Augustine (c. 400). These doctors particularly insisted upon the note
of Catholicity, and they pointed out that both the Old and the New
Testament represented the Church as spread over all the earth. (See
Turmel, "Histoire de la theologie positive, 1904, I, 162-166, with
references there given.) Moreover, St. Augustine insists upon the
consensus of Christians in the use of the name Catholic. "Whether they
wish or no", he says, "heretics have to call the Catholic Church
Catholic" ("De vera religione", xii). "Although all heretics wish to
be styled Catholic, yet if any one ask where is the Catholic place of
worship none of them would venture to point out his own conventicle"
(Contra Epistolam quam vocant Fundamenti, iv). Of later exponents of
this same thesis the most famous Vincent of Lerins (c. 434). His canon
of Catholicity is "That which has been believed everywhere, always,
and by all." "This", he adds, "is what is truly and properly Catholic"
(Commonitorium, I, ii).
I highly recommend you read the entire entry for more information. Of course later in history after the Eastern and Western church split, the bishop of Rome called the Western church the Roman Catholic Church, and the East opted to go with the title 'Orthodox.' It should be noted that the Greek adjective orthodox (ὀρθόδοξος) is dated to the late 3rd or early 4th century, and thus was in common use in the whole church prior to this split as well. It should also be pointed out that this distinction did not develop until much later in history (i.e. after the 11th century). Early on Eastern Christians were merely called "Greeks" and Western Christians "Romans." Phrases such as "the orthodox faith" and "the catholic church" were still applied to Christians both East and West (and still are in many ways).

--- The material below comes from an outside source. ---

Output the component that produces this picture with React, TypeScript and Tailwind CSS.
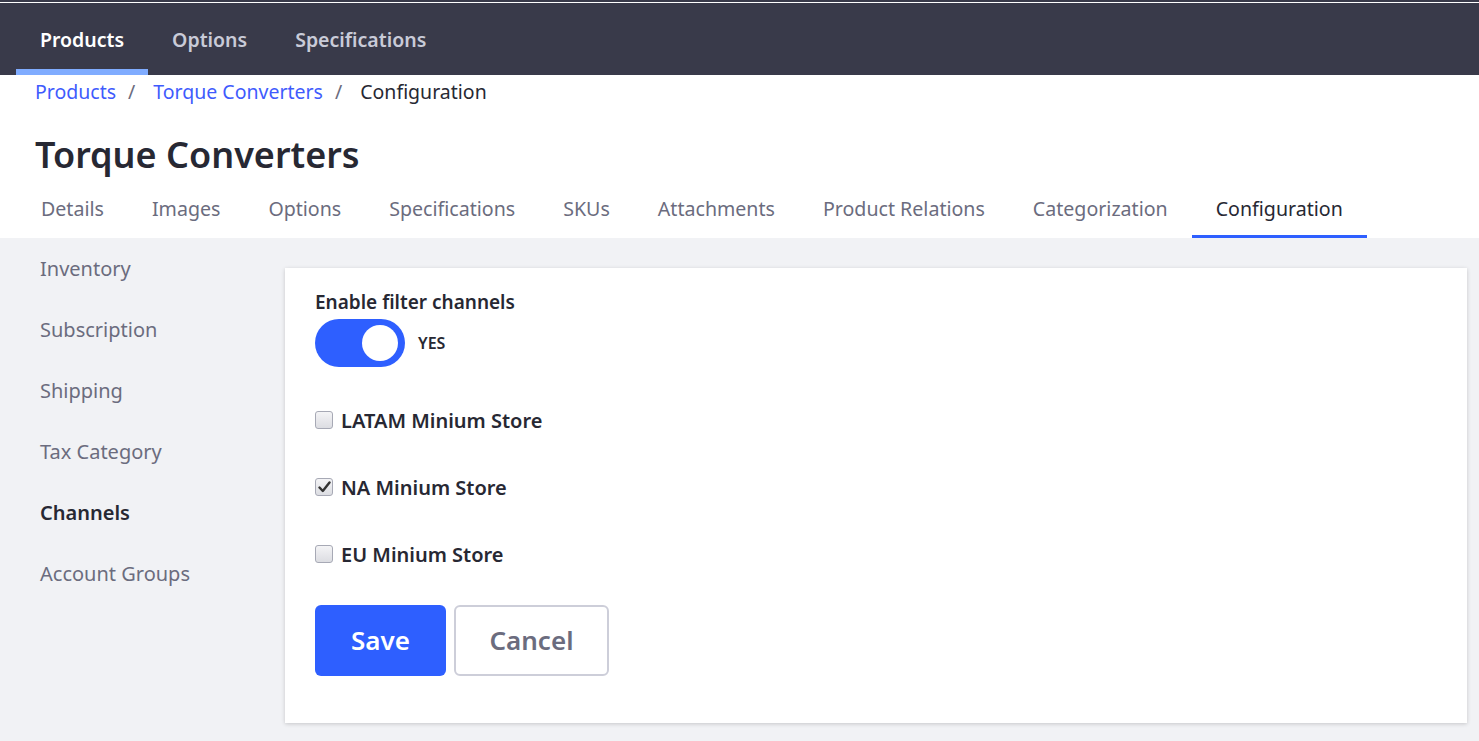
import React from "react";

const font = { fontFamily: '"Noto Sans", "Open Sans", sans-serif' };

function Check({ checked }: { checked?: boolean }) {
  return (
    <span className="w-[18px] h-[18px] rounded-[3px] border border-[#a7a9b5] bg-gradient-to-b from-[#f4f4f6] to-[#dcdde2] flex items-center justify-center shrink-0">
      {checked && (
        <svg width="13" height="12" viewBox="0 0 13 12">
          <path d="M1.5 6.5 L4.8 10 L11.5 1.5" fill="none" stroke="#333" strokeWidth="2.4" strokeLinecap="round" strokeLinejoin="round" />
        </svg>
      )}
    </span>
  );
}

export default function App() {
  const tabs = ["Details", "Images", "Options", "Specifications", "SKUs", "Attachments", "Product Relations", "Categorization", "Configuration"];
  const side = ["Inventory", "Subscription", "Shipping", "Tax Category", "Channels", "Account Groups"];
  const stores: [string, boolean][] = [["LATAM Minium Store", false], ["NA Minium Store", true], ["EU Minium Store", false]];
  return (
    <div style={font} className="w-[1479px] h-[741px] overflow-hidden bg-[#f1f2f5] flex flex-col">
      <div className="bg-[#393a4a] pt-[2px]">
        <div className="h-px bg-white" />
        <div className="h-[72px] flex pl-4">
          {["Products", "Options", "Specifications"].map((t, i) => (
            <div key={t} className={`px-6 flex items-center text-[19.5px] font-semibold border-b-[6px] ${i === 0 ? "text-white border-[#80acff]" : "text-[#c9cbd8] border-transparent"}`}>
              <span className="pt-[7px]">{t}</span>
            </div>
          ))}
        </div>
      </div>
      <div className="bg-white">
        <div className="pl-[35px] h-[34px] flex items-center text-[19.5px]">
          <span className="text-[#3f5bfd]">Products</span>
          <span className="text-[#6b6c7e] ml-[12px]">/</span>
          <span className="text-[#3f5bfd] ml-[18px]">Torque Converters</span>
          <span className="text-[#6b6c7e] ml-[12px]">/</span>
          <span className="text-[#272833] ml-[18px]">Configuration</span>
        </div>
        <div className="pl-[35px] pt-[22px] h-[87px] text-[36px] font-semibold text-[#272833] leading-[48px]">Torque Converters</div>
        <div className="flex pl-[17px] h-[42px]">
          {tabs.map((t) => (
            <div key={t} className={`px-6 text-[19.6px] leading-[26px] border-b-[3px] ${t === "Configuration" ? "text-[#272833] border-[#2e5fff]" : "text-[#6b6c7e] border-transparent"}`}>
              {t}
            </div>
          ))}
        </div>
      </div>
      <div className="flex flex-1">
        <div className="w-[285px] pl-10 pt-[17px] flex flex-col">
          {side.map((s) => (
            <div key={s} className={`h-[61px] text-[20px] leading-[28px] ${s === "Channels" ? "font-semibold text-[#272833]" : "text-[#6b6c7e]"}`}>{s}</div>
          ))}
        </div>
        <div className="mt-[30px] w-[1182px] h-[455px] bg-white shadow-[0_1px_4px_rgba(0,0,0,0.18)] pl-[30px] pt-[21px]">
          <div className="text-[19px] font-semibold text-[#272833] leading-[26px]">Enable filter channels</div>
          <div className="flex items-center mt-[4px] gap-[13px]">
            <div className="w-[90px] h-[48px] rounded-full bg-[#2e5fff] flex items-center justify-end pr-[7px]">
              <div className="w-[36px] h-[36px] rounded-full bg-white" />
            </div>
            <span className="text-[16px] font-semibold text-[#272833]">YES</span>
          </div>
          <div className="flex flex-col mt-[41px]">
            {stores.map(([s, c]) => (
              <div key={s} className="h-[67px] flex items-start gap-[8px]">
                <span className="mt-[3px]"><Check checked={c} /></span>
                <span className="text-[20px] font-semibold text-[#272833] leading-[26px]">{s}</span>
              </div>
            ))}
          </div>
          <div className="flex gap-2 -mt-[4px]">
            <button className="w-[131px] h-[71px] rounded-[6px] bg-[#2e5fff] text-white text-[26px] font-semibold">Save</button>
            <button className="w-[155px] h-[71px] rounded-[6px] border-2 border-[#cdced9] bg-white text-[#6b6c7e] text-[26px] font-semibold">Cancel</button>
          </div>
        </div>
      </div>
    </div>
  );
}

To answer the question clearly, any speculation about the meaning of the word 'catholic' has nothing to do with capitalization. Only context can guide interpretation, in which case the Eastern Fathers tended to retain both uses: that of a title and as a simple adjective. It should be no surprise that Eastern Orthodox Christians today also retain both meanings, albeit using capitalization as a means of distinction.